Mattis mum on Trump's new Afghanistan war strategy

Robert Burns and Lolita C. Baldor
The Associated Press

AMMAN, Jordan — U.S. Defense Secretary Jim Mattis said Sunday that he is satisfied with how the administration formulated its new Afghanistan war strategy. But he refused to talk about the new policy until it was disclosed by President Trump.

Trump will speak at 9 p.m. ET Monday to provide "an update on the path forward for America's engagement in Afghanistan and South Asia," the White House announced Sunday afternoon.
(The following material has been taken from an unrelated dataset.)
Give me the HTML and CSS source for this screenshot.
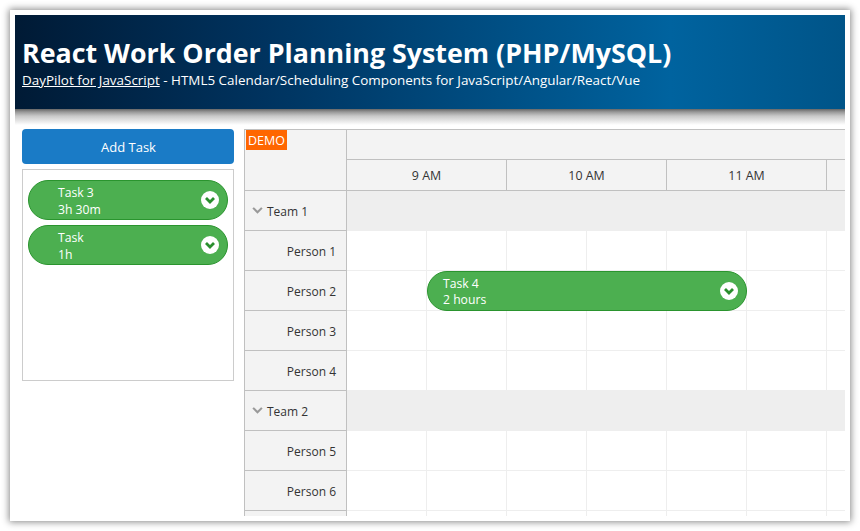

Trump's address to troops and the American people will be from Fort Myer in Arlington, Va.  

Mattis, speaking before the speech was announced, said the deliberations, including talks at the Camp David presidential retreat on Friday, were done properly.

Afghan soldiers patrol Aug. 18, 2017, in restive Achin district, where Afghan and U.S. security forces are engaged in an operation against Islamic State militants.

“I am very comfortable that the strategic process was sufficiently rigorous,” Mattis said, speaking aboard a military aircraft on an overnight flight from Washington to Amman, Jordan.

Months ago, Trump gave Mattis authority to set U.S. troop levels in Afghanistan, but Mattis said he has not yet sent significant additional numbers. He has said he would wait for Trump to set the strategic direction first.

Mattis did not mention that Gen. Joseph Votel, who as Central Command chief is responsible for directing the war in Afghanistan, was not invited to the Camp David talks. Votel has said his views were represented by Mattis. The top U.S. commander on the ground in Afghanistan, Gen. John Nicholson, also was not invited to attend.

Trump wrote on Twitter on Saturday that he had made decisions at Camp David, “including on Afghanistan,” but he did not say more about it. The expectation had been that he would agree to a modest boost in the U.S. war effort with an additional 3,800 to 3,900 troops.

Mattis said Trump had been presented with multiple options. He did not name them, but others have said one option was to pull out of Afghanistan entirely. Another, which Mattis had mentioned recently in Washington, was to hire private contractors to perform some of the U.S. military’s duties.

Afghan military commanders have been clear that they want and expect continued U.S. military help.

Pulling out American forces “would be a total failure,” Col. Abdul Mahfuz, the Afghan intelligence agency chief for Qarahbagh, north of Kabul, said Saturday. And he said that substituting paid contractors for U.S. troops would be a formula for continuing the war, rather than completing it.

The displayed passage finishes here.